ADOT spokesman Timothy Tait said it will take several months to raze the nearly 200 properties in the construction path of the new Loop 202 South Mountain Freeway.

According to Tait, crews will spend two days’ of work on each house. They need to not only demolish it, but clear out the foundation, landscaping and swimming pools and lay down granite gravel. Workers spent Aug. 27 salvaging some materials from the properties.

ADOT has spent the last 20 years acquiring the properties — which include homes, businesses and industrial sites — ahead of construction that will start next year. The project led to several homeowners balking at the idea of having to move. The state is still encountering resistance from some who insist they won’t move. Tait said their reaction is “a normal part of the process’’ and that ADOT is in negotiations with these homeowners.

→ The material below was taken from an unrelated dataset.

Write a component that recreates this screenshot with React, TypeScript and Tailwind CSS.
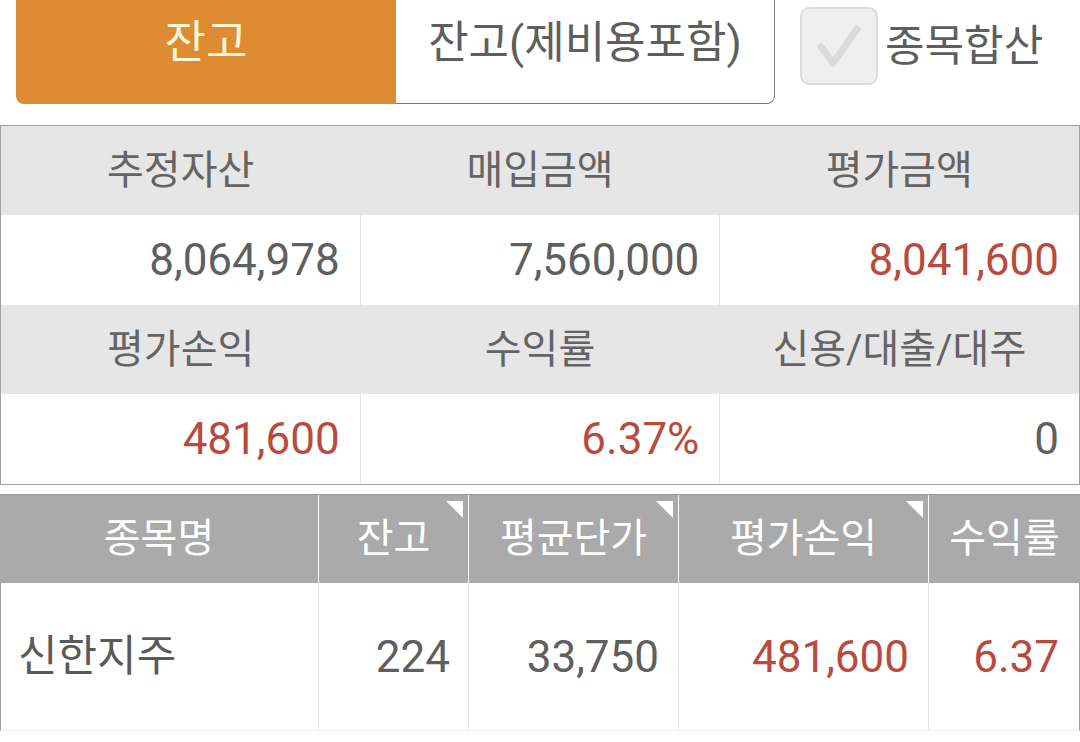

One of those homeowners is Kenny Edwards, whose current home is 100 yards from where the first house came down. Edwards said he will continue fighting against the freeway construction but is resigned to the fact that he and his family will be moving. Several neighboring homes are already vacant, Edwards said.

“You know a month or two ago, there was a family that you knew that lived there. It’s pretty disconcerting,’’ Edwards said. “It makes you realize you don’t really own the home.’’

Edwards said his family will relocate to a house from a list of options offered by ADOT. But so far, he said, none of the homes compare to the one he is giving up.

The Loop 202 South Mountain Freeway is the final piece left in the Loop 202 system linking Phoenix suburbs in the west and east. It will consist of four lanes in each direction. The $1.8 billion project is expected to take four years and will start sometime in mid-2016.